__To do__: Copy all lines below containing "React".
----
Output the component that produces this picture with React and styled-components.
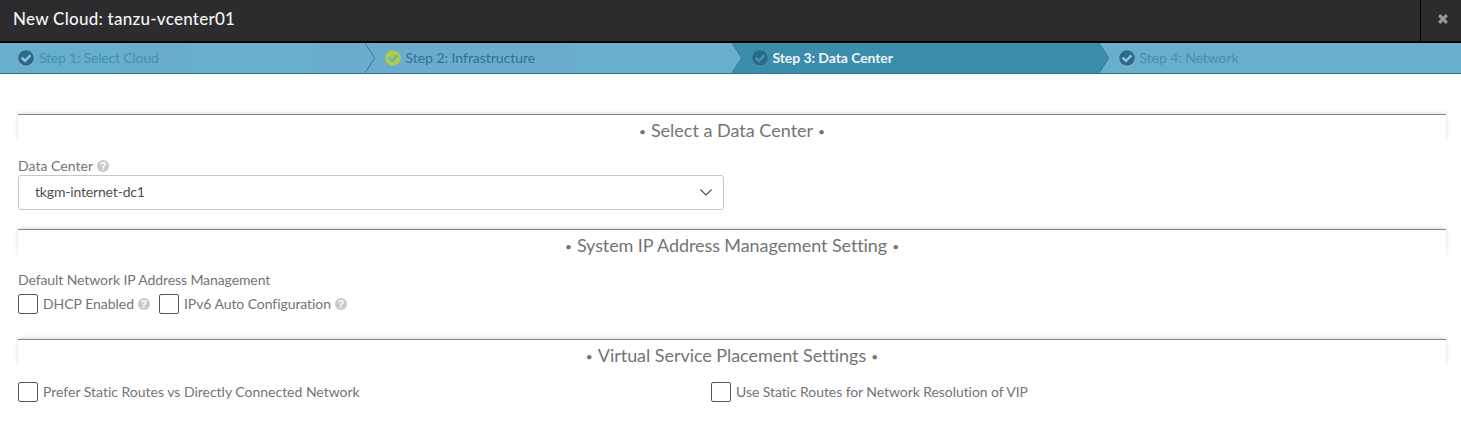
import React from "react";
import styled, { createGlobalStyle } from "styled-components";

const GlobalStyle = createGlobalStyle`
  * { box-sizing: border-box; }
  body {
    margin: 0;
    background: #fff;
    font-family: Lato, "Open Sans", sans-serif;
    font-size: 14px;
    font-variant-ligatures: none;
    color: #747474;
  }
`;

const Page = styled.div`
  display: flex;
  flex-direction: column;
  height: 421px;
  overflow: hidden;
`;

const TitleBar = styled.header`
  display: flex;
  height: 43px;
  background: #2c2c2e;
  border-bottom: 2px solid #000;
`;

const Title = styled.h1`
  flex: 1;
  margin: 0;
  padding-left: 13px;
  font-size: 17px;
  font-weight: 500;
  line-height: 38px;
  color: #f4f4f4;
`;

const CloseButton = styled.button`
  display: flex;
  align-items: center;
  justify-content: center;
  width: 41px;
  padding: 0 0 3px 4px;
  border: 0;
  border-left: 1px solid #000;
  background: transparent;
`;

const Text = styled.span`
  white-space: nowrap;
  letter-spacing: ${(p) => p.$track || 0}px;
`;

const Steps = styled.nav`
  display: flex;
  height: 31px;
  border-bottom: 1px solid #2f7390;
  background: #67afcb;
`;

const Step = styled.div`
  display: flex;
  align-items: center;
  flex: ${(p) => (p.$grow ? "1" : `0 0 ${p.$width}px`)};
  padding-left: ${(p) => (p.$first ? 18 : 0)}px;
  background: ${(p) => p.$bg};
  color: ${(p) => p.$color};
  font-weight: ${(p) => (p.$active ? 700 : 400)};
  line-height: 30px;
`;

const Divider = styled.svg`
  flex: none;
  width: 11px;
  height: 30px;
  margin-right: 8.5px;
`;

const StepIcon = styled.svg`
  flex: none;
  width: 16px;
  height: 17px;
  margin: 0 5px 0 0;
`;

const Content = styled.main`
  padding: 40px 15px 0 18px;
`;

const Section = styled.section`
  height: ${(p) => p.$height}px;
`;

const SectionHeading = styled.h2`
  display: flex;
  justify-content: center;
  gap: 6px;
  height: 28px;
  margin: 0 0 ${(p) => p.$gap}px;
  border-top: 1px solid #858585;
  box-shadow: 0 -1px 4px rgba(0, 0, 0, 0.14);
  clip-path: inset(-6px -6px 0 -6px);
  font-size: 18px;
  font-weight: 400;
  line-height: 31px;
`;

const Bullet = styled.span`
  display: flex;
  justify-content: center;
  width: 5px;
  font-size: 12px;
  line-height: 33px;
`;

const FieldLabel = styled.div`
  display: flex;
  align-items: center;
  height: 17px;
  margin-bottom: ${(p) => p.$gap}px;
  gap: 4px;
`;

const Select = styled.div`
  display: flex;
  align-items: center;
  justify-content: space-between;
  width: 706px;
  height: 35px;
  padding: 0 11px 1px 16px;
  border: 1px solid #c6c6c6;
  border-radius: 3px;
  color: #4f4f4f;
`;

const SelectValue = styled(Text)`
  padding-bottom: 1px;
`;

const CheckRow = styled.div`
  display: flex;
  align-items: center;
  height: 20px;
`;

const CheckItem = styled.label`
  display: flex;
  align-items: center;
  flex: 0 0 ${(p) => p.$width}px;
  height: 20px;
  line-height: 18px;
`;

const CheckLabel = styled(Text)`
  height: 19px;
`;

const CheckBox = styled.span`
  flex: none;
  width: 20px;
  height: 20px;
  margin-right: 5px;
  border: 1px solid #555;
  border-radius: 2px;
`;

const HelpBadge = styled.span`
  display: flex;
  flex: none;
  align-items: center;
  justify-content: center;
  width: 12px;
  height: 12px;
  margin-left: ${(p) => p.$space || 0}px;
  border-radius: 50%;
  background: #c9c9c9;
  color: #fff;
  font: 700 11px/12px "Liberation Sans", sans-serif;
`;

const STEPS = [
  {
    label: "Step 1: Select Cloud",
    track: -0.2,
    width: 365,
    bg: "linear-gradient(90deg, #67afcb 124px, #69adcd 124px, #69adcd 188px, #67afcb 188px, #67afcb 316px, #6aabce 316px)",
    color: "#4093b4",
    disc: "#2b6a88",
    tick: "#8fc5dc",
    shade: "#82bdd5",
  },
  {
    label: "Step 2: Infrastructure",
    track: -0.03,
    width: 367,
    before: "#6aabce",
    bg: "linear-gradient(90deg, #6aabce 207px, #67afcb 207px)",
    color: "#2f7390",
    disc: "#afcd48",
    tick: "#67afcb",
  },
  {
    label: "Step 3: Data Center",
    track: -0.08,
    width: 367,
    before: "#67afcb",
    bg: "#3c8cab",
    color: "#eef6fa",
    disc: "#2b6a86",
    tick: "#4893b3",
    shade: "#4d99b7",
    active: true,
  },
  {
    label: "Step 4: Network",
    track: -0.08,
    before: "#3c8cab",
    bg: "#67afcb",
    color: "#4093b4",
    disc: "#2b6a88",
    tick: "#8fc5dc",
    shade: "#82bdd5",
  },
];

function StepItem({ step, first }) {
  return (
    <Step
      $first={first}
      $grow={!step.width}
      $width={step.width}
      $bg={step.bg}
      $color={step.color}
      $active={step.active}
    >
      {!first && (
        <Divider viewBox="0 0 11 30">
          <path d="M0 0 L10 15 L0 30 Z" fill={step.before} />
          <path d="M0 0 L9.7 15 L0 30" fill="none" stroke="#34799a" />
        </Divider>
      )}
      <StepIcon viewBox="0 0 16 17">
        {step.shade && <circle cx="8" cy="9" r="7.8" fill={step.shade} />}
        <circle cx="8" cy="8" r="7.8" fill={step.disc} />
        <path d="M3.6 7.6 L7 10.8 L12.4 5.4" fill="none" stroke={step.tick} strokeWidth="2.5" />
      </StepIcon>
      <Text $track={step.track}>{step.label}</Text>
    </Step>
  );
}

function Heading({ gap, track, children }) {
  return (
    <SectionHeading $gap={gap}>
      <Bullet>•</Bullet>
      <Text $track={track}>{children}</Text>
      <Bullet>•</Bullet>
    </SectionHeading>
  );
}

function Check({ width, track, help, children }) {
  return (
    <CheckItem $width={width}>
      <CheckBox />
      <CheckLabel $track={track}>{children}</CheckLabel>
      {help && <HelpBadge $space={4}>?</HelpBadge>}
    </CheckItem>
  );
}

export default function App() {
  return (
    <Page>
      <GlobalStyle />
      <TitleBar>
        <Title>
          <Text $track={0.26}>New Cloud: tanzu-vcenter01</Text>
        </Title>
        <CloseButton aria-label="Close">
          <svg width="10" height="10" viewBox="0 0 10 10">
            <path d="M1.2 1.2 L8.8 8.8 M8.8 1.2 L1.2 8.8" stroke="#999" strokeWidth="3.1" />
          </svg>
        </CloseButton>
      </TitleBar>
      <Steps>
        {STEPS.map((step, i) => (
          <StepItem key={step.label} step={step} first={i === 0} />
        ))}
      </Steps>
      <Content>
        <Section $height={115}>
          <Heading gap={15}>Select a Data Center</Heading>
          <FieldLabel $gap={1}>
            <Text $track={0.04}>Data Center</Text>
            <HelpBadge>?</HelpBadge>
          </FieldLabel>
          <Select>
            <SelectValue $track={-0.17}>tkgm-internet-dc1</SelectValue>
            <svg width="12" height="7" viewBox="0 0 12 7">
              <path d="M0.4 0.5 L6 6 L11.6 0.5" fill="none" stroke="#2d5873" strokeWidth="1.1" />
            </svg>
          </Select>
        </Section>
        <Section $height={110}>
          <Heading gap={14} track={-0.08}>System IP Address Management Setting</Heading>
          <FieldLabel $gap={6}>
            <Text $track={-0.09}>Default Network IP Address Management</Text>
          </FieldLabel>
          <CheckRow>
            <Check width={141} track={-0.03} help>DHCP Enabled</Check>
            <Check width={200} track={-0.07} help>IPv6 Auto Configuration</Check>
          </CheckRow>
        </Section>
        <Section $height={80}>
          <Heading gap={15} track={-0.05}>Virtual Service Placement Settings</Heading>
          <CheckRow>
            <Check width={693} track={-0.01}>Prefer Static Routes vs Directly Connected Network</Check>
            <Check width={400} track={-0.07}>Use Static Routes for Network Resolution of VIP</Check>
          </CheckRow>
        </Section>
      </Content>
    </Page>
  );
}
----
__Output__:
Output the component that produces this picture with React and styled-components.
import React from "react";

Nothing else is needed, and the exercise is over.